Produce an exact copy of all the data below, dropping every image.
Start
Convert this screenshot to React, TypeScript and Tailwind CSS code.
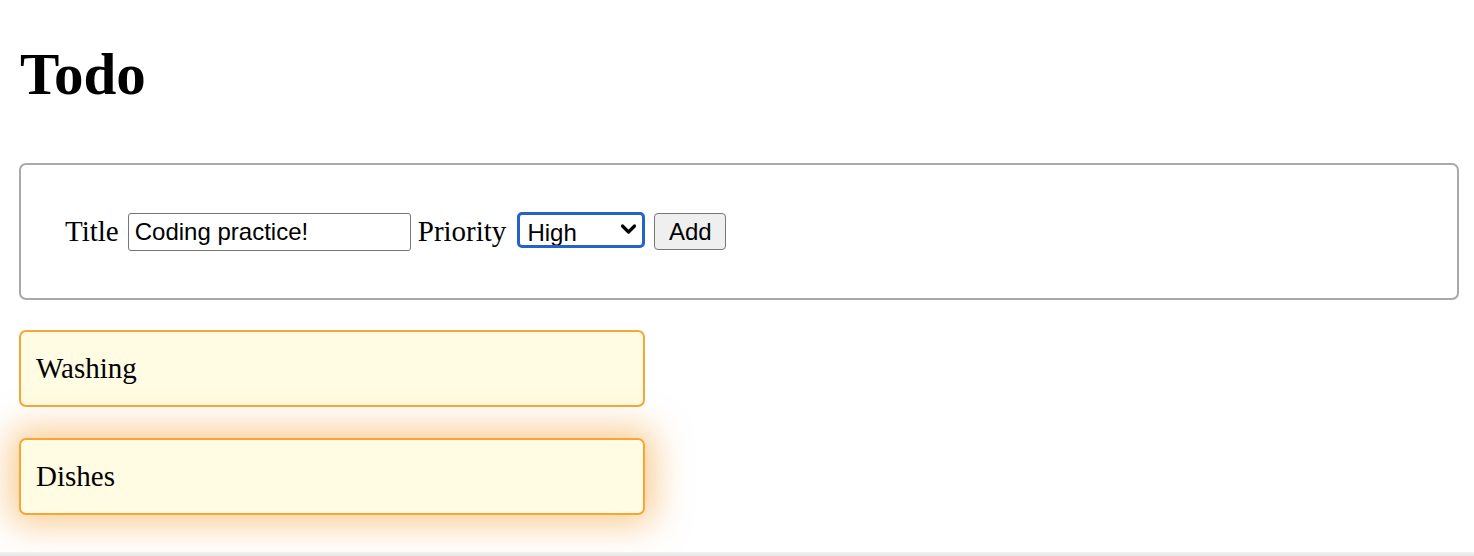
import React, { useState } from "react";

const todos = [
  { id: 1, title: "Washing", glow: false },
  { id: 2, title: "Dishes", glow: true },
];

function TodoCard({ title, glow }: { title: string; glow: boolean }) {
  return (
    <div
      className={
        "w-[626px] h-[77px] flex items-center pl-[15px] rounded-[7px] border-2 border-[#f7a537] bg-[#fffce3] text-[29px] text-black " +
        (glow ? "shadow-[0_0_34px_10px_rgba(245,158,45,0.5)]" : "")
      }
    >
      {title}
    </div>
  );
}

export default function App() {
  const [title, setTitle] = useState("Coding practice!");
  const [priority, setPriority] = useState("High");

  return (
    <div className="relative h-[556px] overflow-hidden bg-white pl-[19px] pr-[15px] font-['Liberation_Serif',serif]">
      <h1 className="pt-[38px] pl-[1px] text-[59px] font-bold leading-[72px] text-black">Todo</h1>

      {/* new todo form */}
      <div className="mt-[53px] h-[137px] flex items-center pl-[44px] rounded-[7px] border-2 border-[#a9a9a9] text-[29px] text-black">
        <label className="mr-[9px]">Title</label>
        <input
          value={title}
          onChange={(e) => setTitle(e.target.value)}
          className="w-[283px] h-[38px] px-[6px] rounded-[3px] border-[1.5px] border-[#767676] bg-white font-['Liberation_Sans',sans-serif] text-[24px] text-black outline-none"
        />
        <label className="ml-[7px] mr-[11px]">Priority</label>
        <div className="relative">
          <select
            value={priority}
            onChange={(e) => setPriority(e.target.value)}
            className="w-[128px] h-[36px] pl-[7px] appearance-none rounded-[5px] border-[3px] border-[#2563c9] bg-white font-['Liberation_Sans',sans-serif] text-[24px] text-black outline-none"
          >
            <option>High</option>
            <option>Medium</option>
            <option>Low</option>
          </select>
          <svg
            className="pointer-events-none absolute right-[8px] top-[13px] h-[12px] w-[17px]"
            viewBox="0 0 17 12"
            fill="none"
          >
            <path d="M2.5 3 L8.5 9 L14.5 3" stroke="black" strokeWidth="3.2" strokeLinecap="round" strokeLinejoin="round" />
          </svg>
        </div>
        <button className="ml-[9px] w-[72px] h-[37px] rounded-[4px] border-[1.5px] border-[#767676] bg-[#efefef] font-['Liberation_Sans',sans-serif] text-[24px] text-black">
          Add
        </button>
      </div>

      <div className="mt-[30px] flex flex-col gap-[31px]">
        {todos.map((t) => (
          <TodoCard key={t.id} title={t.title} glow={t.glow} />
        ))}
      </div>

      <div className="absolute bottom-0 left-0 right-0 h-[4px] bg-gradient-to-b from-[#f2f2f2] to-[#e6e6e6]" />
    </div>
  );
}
End
* **Complete response**
Convert this screenshot to React, TypeScript and Tailwind CSS code.
import React, { useState } from "react";

const todos = [
  { id: 1, title: "Washing", glow: false },
  { id: 2, title: "Dishes", glow: true },
];

function TodoCard({ title, glow }: { title: string; glow: boolean }) {
  return (
    <div
      className={
        "w-[626px] h-[77px] flex items-center pl-[15px] rounded-[7px] border-2 border-[#f7a537] bg-[#fffce3] text-[29px] text-black " +
        (glow ? "shadow-[0_0_34px_10px_rgba(245,158,45,0.5)]" : "")
      }
    >
      {title}
    </div>
  );
}

export default function App() {
  const [title, setTitle] = useState("Coding practice!");
  const [priority, setPriority] = useState("High");

  return (
    <div className="relative h-[556px] overflow-hidden bg-white pl-[19px] pr-[15px] font-['Liberation_Serif',serif]">
      <h1 className="pt-[38px] pl-[1px] text-[59px] font-bold leading-[72px] text-black">Todo</h1>

      {/* new todo form */}
      <div className="mt-[53px] h-[137px] flex items-center pl-[44px] rounded-[7px] border-2 border-[#a9a9a9] text-[29px] text-black">
        <label className="mr-[9px]">Title</label>
        <input
          value={title}
          onChange={(e) => setTitle(e.target.value)}
          className="w-[283px] h-[38px] px-[6px] rounded-[3px] border-[1.5px] border-[#767676] bg-white font-['Liberation_Sans',sans-serif] text-[24px] text-black outline-none"
        />
        <label className="ml-[7px] mr-[11px]">Priority</label>
        <div className="relative">
          <select
            value={priority}
            onChange={(e) => setPriority(e.target.value)}
            className="w-[128px] h-[36px] pl-[7px] appearance-none rounded-[5px] border-[3px] border-[#2563c9] bg-white font-['Liberation_Sans',sans-serif] text-[24px] text-black outline-none"
          >
            <option>High</option>
            <option>Medium</option>
            <option>Low</option>
          </select>
          <svg
            className="pointer-events-none absolute right-[8px] top-[13px] h-[12px] w-[17px]"
            viewBox="0 0 17 12"
            fill="none"
          >
            <path d="M2.5 3 L8.5 9 L14.5 3" stroke="black" strokeWidth="3.2" strokeLinecap="round" strokeLinejoin="round" />
          </svg>
        </div>
        <button className="ml-[9px] w-[72px] h-[37px] rounded-[4px] border-[1.5px] border-[#767676] bg-[#efefef] font-['Liberation_Sans',sans-serif] text-[24px] text-black">
          Add
        </button>
      </div>

      <div className="mt-[30px] flex flex-col gap-[31px]">
        {todos.map((t) => (
          <TodoCard key={t.id} title={t.title} glow={t.glow} />
        ))}
      </div>

      <div className="absolute bottom-0 left-0 right-0 h-[4px] bg-gradient-to-b from-[#f2f2f2] to-[#e6e6e6]" />
    </div>
  );
}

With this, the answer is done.